In determining whether a sufficient nexus exists between supply and consideration, regard needs to be had to the true character of the transaction. An arrangement between parties will be characterised not merely by the description which parties give to the arrangement, but by looking at all of the transactions entered into and the circumstances in which the transactions are made.

Where a sufficient nexus exists between the payment made under a settlement and an earlier supply, a current supply or a discontinuance supply, the payment will be consideration for that supply.

In relation to a discontinuance supply, a payment made under a settlement deed may have a nexus with a discontinuance supply only if there is overwhelming evidence that the claim which is the subject of the dispute is so lacking in substance that the payment could only have been made for the discontinuance supply.

When a dispute is finalised, either by a court giving judgment or through negotiation of a settlement, the unsuccessful party in the action may be required to pay the costs or part of the costs that have been incurred by the successful party in bringing or defending the claim.

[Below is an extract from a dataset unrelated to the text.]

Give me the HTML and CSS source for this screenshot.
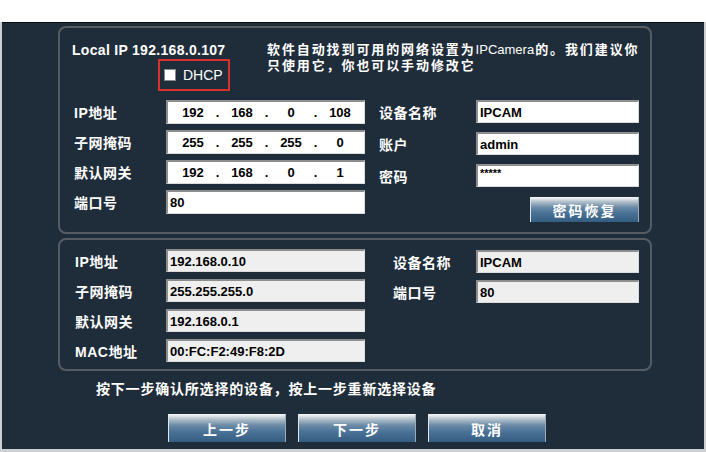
FILE: index.html
```html
<!DOCTYPE html>
<html lang="zh-CN">
<head>
<meta charset="utf-8">
<title>IPCamera 网络设置</title>
<link rel="stylesheet" href="styles.css">
</head>
<body>
<div class="topbar"></div>
<div class="frame">
  <div class="window">
    <section class="panel panel-top">
      <div class="head">
        <div class="head-left">
          <div class="local-ip">Local IP 192.168.0.107</div>
          <div class="dhcp"><span class="check"></span><span class="dhcp-text">DHCP</span></div>
        </div>
        <div class="note">
          <div class="note-line">软件自动找到可用的网络设置为<span class="latin">IPCamera</span>的。我们建议你</div>
          <div class="note-line">只使用它，你也可以手动修改它</div>
        </div>
      </div>
      <div class="form">
        <div class="grid grid-left">
          <span class="lbl">IP地址</span>
          <div class="field ip"><span>192</span><i>.</i><span>168</span><i>.</i><span>0</span><i>.</i><span>108</span></div>
          <span class="lbl">子网掩码</span>
          <div class="field ip"><span>255</span><i>.</i><span>255</span><i>.</i><span>255</span><i>.</i><span>0</span></div>
          <span class="lbl">默认网关</span>
          <div class="field ip"><span>192</span><i>.</i><span>168</span><i>.</i><span>0</span><i>.</i><span>1</span></div>
          <span class="lbl">端口号</span>
          <div class="field">80</div>
        </div>
        <div class="grid grid-right">
          <span class="lbl">设备名称</span>
          <div class="field">IPCAM</div>
          <span class="lbl">账户</span>
          <div class="field">admin</div>
          <span class="lbl">密码</span>
          <div class="field pwd">*****</div>
          <button class="btn btn-reset">密码恢复</button>
        </div>
      </div>
    </section>

    <section class="panel panel-bottom">
      <div class="form form-bottom">
        <div class="grid grid-bl">
          <span class="lbl">IP地址</span>
          <div class="field ro">192.168.0.10</div>
          <span class="lbl">子网掩码</span>
          <div class="field ro">255.255.255.0</div>
          <span class="lbl">默认网关</span>
          <div class="field ro">192.168.0.1</div>
          <span class="lbl">MAC地址</span>
          <div class="field ro">00:FC:F2:49:F8:2D</div>
        </div>
        <div class="grid grid-br">
          <span class="lbl">设备名称</span>
          <div class="field ro">IPCAM</div>
          <span class="lbl">端口号</span>
          <div class="field ro">80</div>
        </div>
      </div>
    </section>

    <p class="hint">按下一步确认所选择的设备，按上一步重新选择设备</p>

    <div class="actions">
      <button class="btn btn-nav">上一步</button>
      <button class="btn btn-nav">下一步</button>
      <button class="btn btn-nav">取消</button>
    </div>
  </div>
</div>
</body>
</html>
```

FILE: styles.css
```css
html, body {
  margin: 0;
  padding: 0;
  background: #ffffff;
}

body {
  width: 706px;
  height: 452px;
  overflow: hidden;
  font-family: "Liberation Sans", "Noto Sans CJK SC", sans-serif;
  color: #ffffff;
}

.topbar {
  height: 22px;
  background: #ffffff;
}

.frame {
  height: 430px;
  box-sizing: border-box;
  padding: 0 2px 3px 2px;
  background: #cdcfd1;
}

.window {
  height: 427px;
  box-sizing: border-box;
  background: #1f2d3a;
  border-top: 1px solid #0a0f14;
  padding-top: 3px;
  padding-left: 56px;
}

.panel {
  width: 594px;
  box-sizing: border-box;
  border: 2px solid #575c62;
  border-radius: 8px;
}

.panel-top {
  height: 208px;
}

.head {
  display: flex;
  padding-top: 14px;
}

.head-left {
  width: 207px;
  box-sizing: border-box;
  padding-left: 12px;
}

.local-ip {
  font-size: 14px;
  font-weight: 700;
  line-height: 16px;
  letter-spacing: 0.3px;
  white-space: nowrap;
}

.dhcp {
  display: flex;
  align-items: center;
  gap: 7px;
  width: 72px;
  height: 32px;
  box-sizing: border-box;
  margin: 1px 0 0 86px;
  padding-left: 4px;
  border: 2px solid #d8312e;
}

.check {
  width: 12px;
  height: 12px;
  box-sizing: border-box;
  background: #ffffff;
  border: 1px solid #8a8a8a;
}

.dhcp-text {
  font-size: 14px;
  line-height: 16px;
}

.note {
  font-family: "Liberation Sans", "Noto Sans CJK SC", sans-serif;
  font-size: 13px;
  font-weight: 700;
  letter-spacing: 1.9px;
  white-space: nowrap;
}

.note-line {
  height: 16px;
  line-height: 16px;
}

.note .latin {
  font-family: "Liberation Sans", sans-serif;
  font-size: 13px;
  font-weight: 400;
  letter-spacing: 0;
  margin-right: 1px;
}

.form {
  display: flex;
  padding-left: 14px;
  margin-top: 9px;
}

.grid {
  display: grid;
  align-items: center;
}

.grid-left {
  grid-template-columns: 92px 199px;
  grid-auto-rows: 24px;
  row-gap: 6px;
}

.grid-right {
  margin-left: 14px;
  grid-template-columns: 97px 163px;
  grid-template-rows: 23px 23px 23px 25px;
  row-gap: 9px;
}

.lbl {
  font-family: "Liberation Sans", "Noto Sans CJK SC", sans-serif;
  font-size: 14px;
  font-weight: 700;
  letter-spacing: 0.5px;
  white-space: nowrap;
}

.field {
  height: 100%;
  box-sizing: border-box;
  display: flex;
  align-items: center;
  padding-left: 2px;
  background: #ffffff;
  border-style: solid;
  border-width: 2px 1px 1px 2px;
  border-color: #8e8e8e #dcdcdc #dcdcdc #8e8e8e;
  color: #000000;
  font-size: 13px;
  font-weight: 700;
  white-space: nowrap;
}

.field.ip {
  padding-left: 5px;
}

.field.ip span {
  width: 40px;
  text-align: center;
}

.field.ip i {
  width: 9px;
  font-style: normal;
  text-align: center;
}

.field.pwd {
  align-items: flex-start;
  font-size: 11px;
  line-height: 11px;
  padding-top: 2px;
}

.field.ro {
  background: #efefef;
}

.btn {
  box-sizing: border-box;
  padding: 0;
  margin: 0;
  font-family: "Noto Sans CJK SC", sans-serif;
  font-size: 14px;
  font-weight: 700;
  color: #ffffff;
  letter-spacing: 2px;
  border-style: solid;
  border-width: 1px 1px 0 1px;
  border-color: #f2f5f8 #9aaab8 #2a4f70 #dfe6ec;
  background: linear-gradient(to bottom, #eef1f4 0%, #b7c4cf 14%, #6b8ba7 38%, #4a7296 62%, #345d82 100%);
}

.btn-reset {
  grid-column: 1 / -1;
  justify-self: end;
  width: 109px;
  height: 25px;
  margin-top: 1px;
}

.panel-bottom {
  height: 133px;
  margin-top: 4px;
}

.form-bottom {
  padding-left: 15px;
  margin-top: 0;
  padding-top: 9px;
}

.grid-bl {
  grid-template-columns: 91px 199px;
  grid-auto-rows: 23px;
  row-gap: 7px;
}

.grid-br {
  margin-left: 28px;
  align-self: start;
  grid-template-columns: 83px 163px;
  grid-auto-rows: 23px;
  row-gap: 7px;
  margin-top: 1px;
}

.hint {
  margin: 9px 0 0 38px;
  font-family: "Noto Sans CJK SC", sans-serif;
  font-size: 14px;
  font-weight: 700;
  line-height: 16px;
  letter-spacing: 0.8px;
  white-space: nowrap;
}

.actions {
  display: flex;
  gap: 12px;
  margin: 18px 0 0 110px;
}

.btn-nav {
  width: 118px;
  height: 28px;
}
```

Where the terms of an out-of-court settlement include a dissection and itemisation of the payment into the heads of claim, that itemisation will be accepted as representing the amounts of these relevant parts to the extent that it is made on a reasonable basis.

Where no dissection is made and the payment has sufficient nexus to a supply and an item of damages which is not a supply, the payment needs to be apportioned into amounts representing these relevant parts in order that the correct GST consequences result. The apportionment should be determined by the parties on a reasonable basis.

Application to your case

The compensation payment provided to you was made up of commissions for existing and new business related to the supply of communication services and GST component. We consider that there is an earlier supply and discontinuance supply. There was consideration for these supplies and you are liable to pay GST.